16歳の時の話
ちょっと昔話をしようと思う。
高校1年生の時の話だ。
僕は美術科がある高校に通っていた。
美術科の1、2年生は一学期のテストが終わり、いよいよ夏休みだという頃に2泊3日のスケッチ合宿に行くのが恒例行事だった。富士五湖の一つである西湖へ行くのが定番だった。「西湖サイコー」という何ともよくわからないキャッチフレーズが謳い文句だった。
美術科は1学年40人、男子の人数は1〜5人。
民宿は二つ借りていた。それぞれの学年で丸々一棟民宿を借りる形式だったが、男子の人数は2学年合わせてもせいぜい6、7人なので、僕らはまとめて2年生の先輩達と同じ部屋で泊まることになっていた。
1日目の夜に、O先輩が「麻雀をしよう」と言い出した(勿論賭け麻雀ではない)。やさぐれている先輩ではなかったので、おそらくカイジか何か、漫画を読んでいてルールを覚えたんだと思う。
僕含めて相部屋の一年男子達は麻雀のルールを知らなかったので、先輩が教えてくれることになった。O先輩の周りを皆んながぐるりと取り囲み輪ができた。僕は輪の外側から説明を見ようとした。
その時、同期の男子がふざけて体で隙間を塞いで僕が説明を見れないようにした。"そういうのいらないな"と思いなんとか覗き込もうと僕も体をずらして対抗するが、彼も僕に合わせて体をずらす。そのうち、他の人も面白がってそれに同調して皆が僕が麻雀の説明を見れないように邪魔をするようになった。
は?何だこれ。つまらないな。
麻雀にそこまで興味もなかったし、単純に不快だったので、"あなた達のふるまいで機嫌を損ねてしまいましたよ…!"というオーラを出しながら、雀荘を後にした。
隣の一年女子達の民宿へ遊びに行こうかと思ったが、男子が1人女子達の所へ遊びに行くというのはいくら自分自身の性自認がゲイでも、それを全く知らない周りからは不審だし、おかしな噂が立つと思ったのでやめた。真夜中に人気のない森や湖に行って帰れなくなり大ごとになっても嫌だったので、結局自分の泊まる民宿の玄関の階段に座り込むことにした。単純に"怒りました"という意思表示をすることが目的だったので、行方不明になる必要も人探しイベントをクラスメイトや先生達にさせる必要もなかった。当時の僕はワンセグ機能付きのガラケーを持たされていたので、それで適当にテレビドラマを見て時間を潰して、失踪したと騒がれないように消灯時間の22時ちょっと前を見計らい部屋に戻った。ダサすぎる。
「あ、帰ってきた!」
民宿の二階の大きな流しで歯磨きしながら、麻雀バリケードを作っていた同期その1が声を上げた。
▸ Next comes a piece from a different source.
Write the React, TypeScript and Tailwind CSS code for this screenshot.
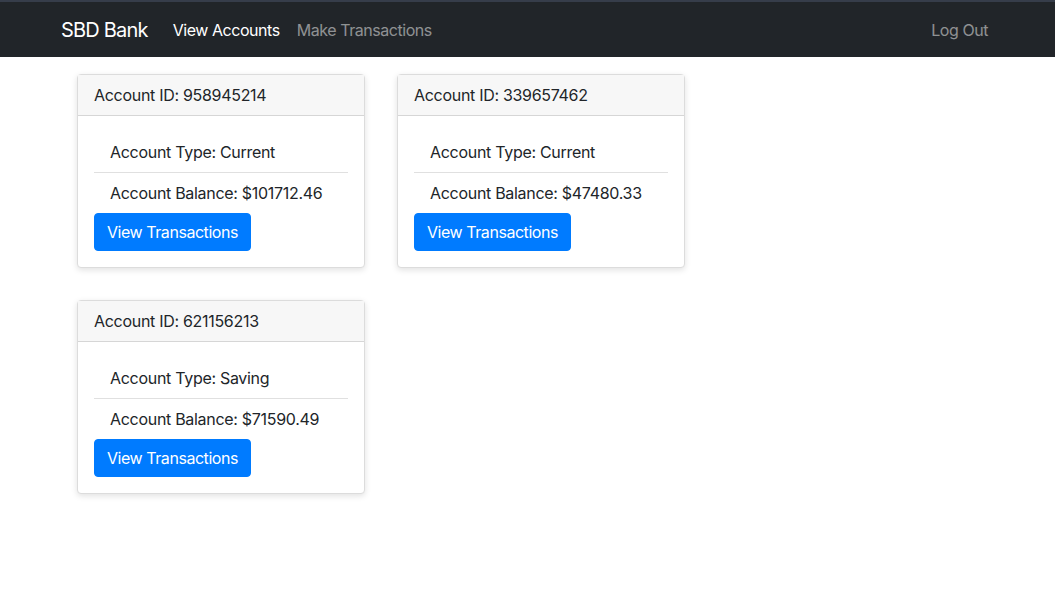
import React from "react";

const accounts = [
  { id: "958945214", type: "Current", balance: "101712.46" },
  { id: "339657462", type: "Current", balance: "47480.33" },
  { id: "621156213", type: "Saving", balance: "71590.49" },
];

const AccountCard = ({ account }: { account: (typeof accounts)[number] }) => (
  <div className="w-[288px] rounded border border-[#dcdcdc] bg-white shadow-[0_2px_6px_rgba(0,0,0,0.12)]">
    <div className="border-b border-[#d6d6d6] bg-[#f7f7f7] px-4 py-2 leading-6">
      Account ID: {account.id}
    </div>
    <div className="p-4">
      <div className="px-4 py-2 leading-6 border-b border-[#e0e0e0]">
        Account Type: {account.type}
      </div>
      <div className="px-4 py-2 leading-6">
        Account Balance: ${account.balance}
      </div>
      <button className="rounded border border-[#007bff] bg-[#007bff] px-3 py-1.5 leading-6 tracking-[-0.45px] text-white">
        View Transactions
      </button>
    </div>
  </div>
);

export default function App() {
  return (
    <div className="min-h-[612px] bg-white text-[16px] tracking-[-0.3px] text-[#212529] font-['Inter','Liberation_Sans',sans-serif]">
      <nav className="h-[57px] border-t-2 border-[#363d4a] bg-[#212529] flex items-center px-[61px] tracking-[-0.45px]">
        <span className="text-[20px] tracking-[-0.8px] text-white mr-[25px]">SBD Bank</span>
        <span className="text-white mr-[17px]">View Accounts</span>
        <span className="text-white/50">Make Transactions</span>
        <span className="ml-auto mr-[6px] text-white/50">Log Out</span>
      </nav>
      <div className="flex flex-wrap gap-8 pl-[77px] pt-[17px] w-[740px]">
        {accounts.map((account) => (
          <AccountCard key={account.id} account={account} />
        ))}
      </div>
    </div>
  );
}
その頃、僕は同期の男子達から気分屋のメンヘラだと思われていたので、バリケードその2は「まぁ突然機嫌悪くなるのはいつものことだから…」と言っていた。
バリケードその3の二年女子の先輩は、少しバツが悪そうな顔をしていた。そんな顔をするなら、初めからしなければ良かったのに。
結局、僕がまたいつものごとく意味もなく突然不機嫌になったかのような扱いをされて終わった。
態度で示したところで所詮誰も他人の心は読めない。結局言葉にしたことだけが伝わる。
他人との間にミスコミュニケーションが生じた時、思考が巡る中でいつも思い出す出来事だ。
あれから十年が経ち、26歳になった僕は麻雀のルールは未だ知らないし、これからも知ることはないだろう。